** start of Data for processing **
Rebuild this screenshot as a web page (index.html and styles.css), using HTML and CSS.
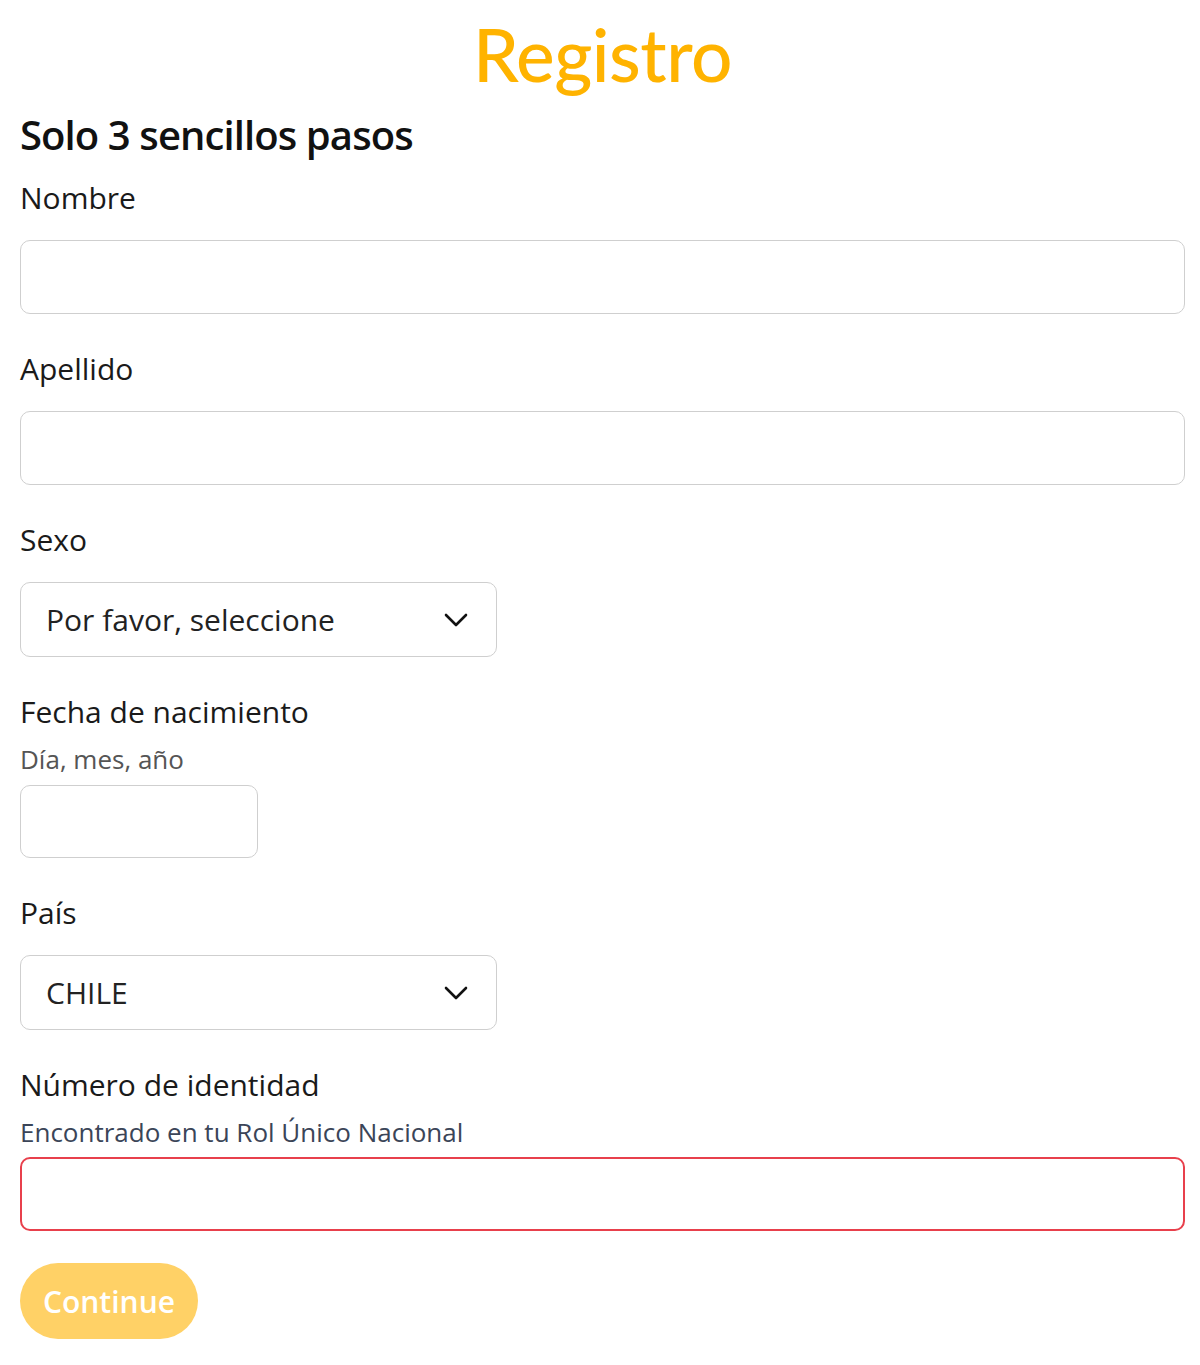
FILE: index.html
```html
<!DOCTYPE html>
<html lang="es">
<head>
<meta charset="utf-8">
<title>Registro</title>
<link rel="stylesheet" href="styles.css">
</head>
<body>
<main class="page">
  <h1 class="title">Registro</h1>
  <h2 class="subtitle">Solo 3 sencillos pasos</h2>
  <form class="form">
    <div class="field">
      <label class="label" for="nombre">Nombre</label>
      <input class="input" id="nombre" type="text">
    </div>
    <div class="field">
      <label class="label" for="apellido">Apellido</label>
      <input class="input" id="apellido" type="text">
    </div>
    <div class="field">
      <label class="label" for="sexo">Sexo</label>
      <div class="select">
        <span class="select-text">Por favor, seleccione</span>
        <svg class="chevron" viewBox="0 0 24 16" width="24" height="16"><path d="M2 3 L12 13 L22 3" fill="none" stroke="#111" stroke-width="2.6" stroke-linecap="round" stroke-linejoin="round"/></svg>
      </div>
    </div>
    <div class="field">
      <label class="label" for="fecha">Fecha de nacimiento</label>
      <span class="hint">Día, mes, año</span>
      <input class="input input-date" id="fecha" type="text">
    </div>
    <div class="field">
      <label class="label" for="pais">País</label>
      <div class="select">
        <span class="select-text">CHILE</span>
        <svg class="chevron" viewBox="0 0 24 16" width="24" height="16"><path d="M2 3 L12 13 L22 3" fill="none" stroke="#111" stroke-width="2.6" stroke-linecap="round" stroke-linejoin="round"/></svg>
      </div>
    </div>
    <div class="field">
      <label class="label" for="rut">Número de identidad</label>
      <span class="hint hint-blue">Encontrado en tu Rol Único Nacional</span>
      <input class="input input-error" id="rut" type="text">
    </div>
    <button class="button" type="button">Continue</button>
  </form>
</main>
</body>
</html>
```

FILE: styles.css
```css
* { box-sizing: border-box; }
html, body { margin: 0; padding: 0; background: #fff; }
body {
  font-family: "Open Sans", "Noto Sans", sans-serif;
  color: #1a1a1a;
}
.page {
  padding: 0 15px 0 20px;
}
.title {
  margin: 0;
  padding-top: 12px;
  text-align: center;
  font-family: Lato, "Open Sans", sans-serif;
  font-weight: 500;
  font-size: 73px;
  line-height: 84px;
  color: #ffb300;
  letter-spacing: -0.5px;
}
.subtitle {
  margin: 14px 0 0;
  font-size: 40px;
  line-height: 50px;
  font-weight: 600;
  color: #111;
  letter-spacing: -0.9px;
}
.form { display: flex; flex-direction: column; }
.field {
  display: flex;
  flex-direction: column;
  align-items: flex-start;
  margin-top: 35px;
}
.field:first-child { margin-top: 18px; }
.label {
  font-size: 30px;
  line-height: 40px;
  color: #1a1a1a;
  margin-bottom: 22px;
}
.hint {
  font-size: 26px;
  line-height: 32px;
  color: #555;
  margin-top: -11px;
  margin-bottom: 10px;
}
.hint-blue { color: #3b4558; margin-bottom: 9px; }
.input {
  width: 100%;
  height: 74px;
  border: 1.5px solid #cfcfcf;
  border-radius: 10px;
  background: #fff;
  font: inherit;
}
.input-date { width: 238px; height: 73px; }
.input-error { border-color: #e8404c; border-width: 2px; }
.select {
  width: 477px;
  height: 75px;
  border: 1.5px solid #cfcfcf;
  border-radius: 10px;
  display: flex;
  align-items: center;
  justify-content: space-between;
  padding: 0 28px 0 25px;
}
.select-text {
  font-size: 30px;
  color: #222;
}
.chevron { display: block; }
.button {
  margin-top: 32px;
  align-self: flex-start;
  width: 178px;
  height: 76px;
  border: none;
  border-radius: 38px;
  background: #ffd166;
  color: #fff;
  font-family: "Open Sans", sans-serif;
  font-weight: 600;
  font-size: 30px;
  padding: 0;
}
```
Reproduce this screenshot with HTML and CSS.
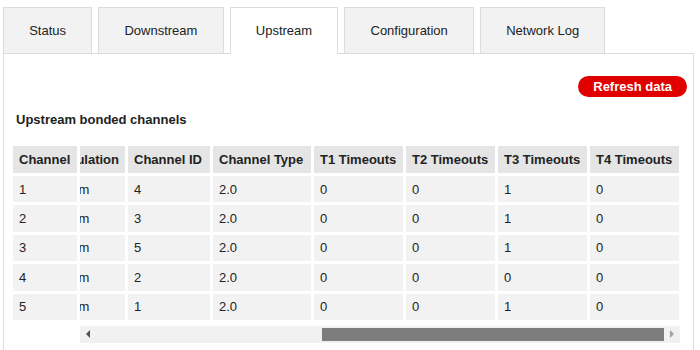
** end of Data for processing **
### Written exercise
Gather up every line in the data above that contains the word "index", copying each one.

### Response for this exercise
Rebuild this screenshot as a web page (index.html and styles.css), using HTML and CSS.
FILE: index.html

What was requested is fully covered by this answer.